SparkVSR: Open Source Interactive Video Super-Resolution

March 20, 2026

Share this post:

SparkVSR: Open Source Interactive Video Super-Resolution

SparkVSR is a research framework from Texas A&M University and YouTube/Google that restores and upscales degraded video by propagating detail from a small number of keyframes supplied by the user across an entire sequence. The code and model weights are publicly available under the Apache 2.0 license, which permits commercial use. The technical paper was published in March 2026.

What SparkVSR Does

Standard video super-resolution models apply a fixed restoration pass to every frame without user input. SparkVSR adds a control layer: users select sparse keyframes and supply high resolution versions of those frames. The model then propagates that detail across the full video, anchoring the output to the user's references rather than relying entirely on blind estimation.

This matters in practice because blind restoration tends to hallucinate texture. When the model has a ground truth keyframe, it locks the output to that content and interpolates consistently through the surrounding frames.

Natural Scene Video SR

Input: Low Resolution

Output: SparkVSR Upscaled

Three Inference Modes

SparkVSR ships with three modes that trade control for ease of use. The first is blind restoration, where no keyframes are provided and the model performs standard video super-resolution without any reference. The second uses an external image restoration API to generate high resolution keyframes from selected frames before propagating them through the video.

The third mode, PiSA-SR, uses an open source image restoration model to restore keyframes locally without any API dependency. This keeps the full pipeline self contained and offline.

Urban Scene Video SR

Input: Low Resolution

Output: SparkVSR Upscaled

Urban footage places particular demands on video super-resolution. Hard edges, repetitive architecture, and mixed lighting conditions expose inconsistencies that blind models often smooth over. The keyframe anchor keeps structural detail consistent frame to frame.

Old Movie Restoration

SparkVSR handles degraded archival footage as a distinct use case. Old film often combines multiple degradation types: grain, scratches, fading, and compression from digitization. The keyframe conditioning allows users to supply a clean reference frame and carry that restoration quality across entire scenes.

Old Movie Restoration

Input: Degraded Film

Output: SparkVSR Restored

Upscaling AI Generated Video

AI video generators available in AI FILMS Studio typically produce output at lower resolutions than cinema delivery requirements. SparkVSR offers a post processing path: generate a low resolution clip, restore a keyframe with any image super-resolution tool, then run SparkVSR to propagate that quality across the full sequence.

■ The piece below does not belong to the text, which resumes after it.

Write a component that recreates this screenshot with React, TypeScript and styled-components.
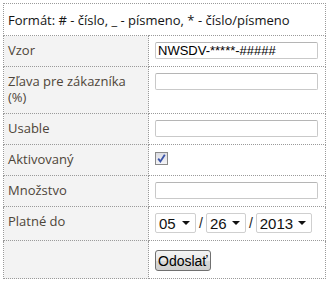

On benchmark metrics, the keyframe guided approach outperformed baseline video super-resolution by 24.6% on CLIP-IQA, 21.8% on DOVER, and 5.6% on MUSIQ. The gains are largest in perceptual quality scores, where the keyframe reference steers the model away from generic texture fills.

AIGC Video SR

Input: AI Generated Low Resolution

Output: SparkVSR Upscaled

Architecture: Two Stage Latent and Pixel Pipeline

SparkVSR is built on CogVideoX1.5-5B-I2V, a diffusion transformer video model. The two stage training pipeline first trains in latent space, fusing keyframe priors with the motion from the original low resolution video. The second stage refines at the pixel level, recovering fine texture and edge detail that latent compression obscures.

A reference free guidance mechanism handles frames distant from any keyframe. When the model lacks a nearby reference, it blends blind restoration with keyframe propagation, weighting the balance based on temporal distance. This prevents quality collapse in long sequences where keyframes are sparse.

Open Source and Commercial Use

SparkVSR is released under the Apache 2.0 license. This permits use, modification, and redistribution in commercial products, provided attribution and license notices are included. The model weights are available on Hugging Face in two stages: Stage 1 for intermediate training and the final Stage 2 weights recommended for inference.

Installation requires Python 3.10 or higher, PyTorch 2.5.0 or above, and the Diffusers library. Inference runs on a single GPU. The three model configurations cover no reference blind restoration, API based keyframe generation, and the fully open source PiSA-SR pipeline.

For a speed focused approach to AI video upscaling, the FlashVSR model achieves 17 FPS on HD content using a different distillation based architecture. For footage that is already at the target resolution but has quality degradation from noise, compression, or archival damage, SwiftVR handles that distinct restoration task in real time at 26 FPS on a consumer RTX 5090.